● **SOURCE DATA**
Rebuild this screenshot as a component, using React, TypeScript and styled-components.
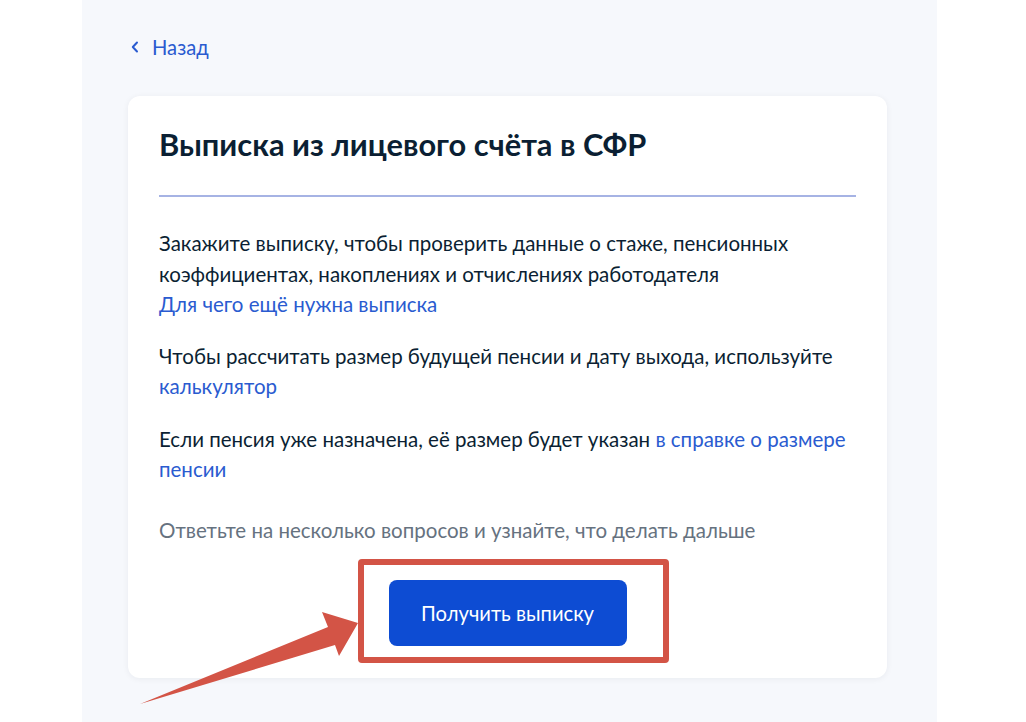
import React from "react";
import styled, { createGlobalStyle } from "styled-components";

const GlobalStyle = createGlobalStyle`
  html, body {
    margin: 0;
    padding: 0;
    background: #ffffff;
  }
  body {
    font-family: Lato, "Noto Sans", "Liberation Sans", sans-serif;
    color: #0b1f33;
    -webkit-font-smoothing: antialiased;
  }
  * { box-sizing: border-box; }
`;

const Page = styled.div`
  position: relative;
  width: 1026px;
  height: 722px;
  overflow: hidden;
  display: flex;
  padding-left: 82px;
`;

const Panel = styled.main`
  width: 855px;
  height: 100%;
  background: #f6f8fc;
  padding: 35px 50px 0 46px;
  display: flex;
  flex-direction: column;
`;

const BackLink = styled.a`
  display: inline-flex;
  align-items: center;
  gap: 13px;
  align-self: flex-start;
  margin-left: 3px;
  color: #2a5bd0;
  font-size: 20.2px;
  line-height: 24px;
  text-decoration: none;
  cursor: pointer;
`;

const Card = styled.section`
  margin-top: 37px;
  background: #ffffff;
  border-radius: 12px;
  box-shadow: 0 1px 6px rgba(11, 31, 51, 0.06);
  padding: 31px 31px 32px 31px;
  display: flex;
  flex-direction: column;
`;

const Title = styled.h1`
  margin: 0;
  font-size: 30.8px;
  line-height: 36px;
  font-weight: 700;
  color: #0b1f33;
`;

const Divider = styled.hr`
  margin: 32px 0 31px;
  border: 0;
  height: 2px;
  background: #a6b3e4;
`;

const Text = styled.p<{ $muted?: boolean; $gap?: number }>`
  margin: 0 0 ${(p) => p.$gap ?? 21}px;
  font-size: 20.5px;
  line-height: 30.5px;
  color: ${(p) => (p.$muted ? "#66727f" : "#0b1f33")};
`;

const Link = styled.a`
  color: #2a5bd0;
  text-decoration: none;
  cursor: pointer;
`;

const Actions = styled.div`
  display: flex;
  justify-content: center;
  margin-top: 35px;
`;

const PrimaryButton = styled.button`
  width: 238px;
  height: 66px;
  border: 0;
  border-radius: 8px;
  background: #0d4cd3;
  color: #ffffff;
  font-family: inherit;
  font-size: 20.2px;
  cursor: pointer;
`;

const Highlight = styled.div`
  position: absolute;
  left: 358px;
  top: 559px;
  width: 311px;
  height: 104px;
  border: 6.5px solid #d35446;
  border-radius: 4px;
  pointer-events: none;
`;

const Pointer = styled.svg`
  position: absolute;
  left: 136px;
  top: 606px;
  pointer-events: none;
`;

const ChevronLeft = () => (
  <svg width="8" height="12" viewBox="0 0 8 12" fill="none">
    <path d="M6 1.5L1.8 6L6 10.5" stroke="#2a5bd0" strokeWidth="2" strokeLinecap="round" strokeLinejoin="round" />
  </svg>
);

export default function App() {
  return (
    <>
      <GlobalStyle />
      <Page>
        <Panel>
          <BackLink>
            <ChevronLeft />
            Назад
          </BackLink>
          <Card>
            <Title>Выписка из лицевого счёта в СФР</Title>
            <Divider />
            <Text>
              Закажите выписку, чтобы проверить данные о стаже, пенсионных
              коэффициентах, накоплениях и отчислениях работодателя
              <br />
              <Link>Для чего ещё нужна выписка</Link>
            </Text>
            <Text $gap={22}>
              Чтобы рассчитать размер будущей пенсии и дату выхода, используйте{" "}
              <Link>калькулятор</Link>
            </Text>
            <Text $gap={30}>
              Если пенсия уже назначена, её размер будет указан{" "}
              <Link>в справке о размере пенсии</Link>
            </Text>
            <Text $muted $gap={0}>
              Ответьте на несколько вопросов и узнайте, что делать дальше
            </Text>
            <Actions>
              <PrimaryButton>Получить выписку</PrimaryButton>
            </Actions>
          </Card>
        </Panel>
        <Highlight />
        <Pointer width="230" height="104" viewBox="136 606 230 104">
          <polygon
            points="140,704 328,627 322,612 358,623 339,656 335,645"
            fill="#d35446"
          />
        </Pointer>
      </Page>
    </>
  );
}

● **WORK TO COMPLETE**
Where does the word "React" appear? Return each line that holds it.

● **CORRECT RESPONSE**
Rebuild this screenshot as a component, using React, TypeScript and styled-components.
import React from "react";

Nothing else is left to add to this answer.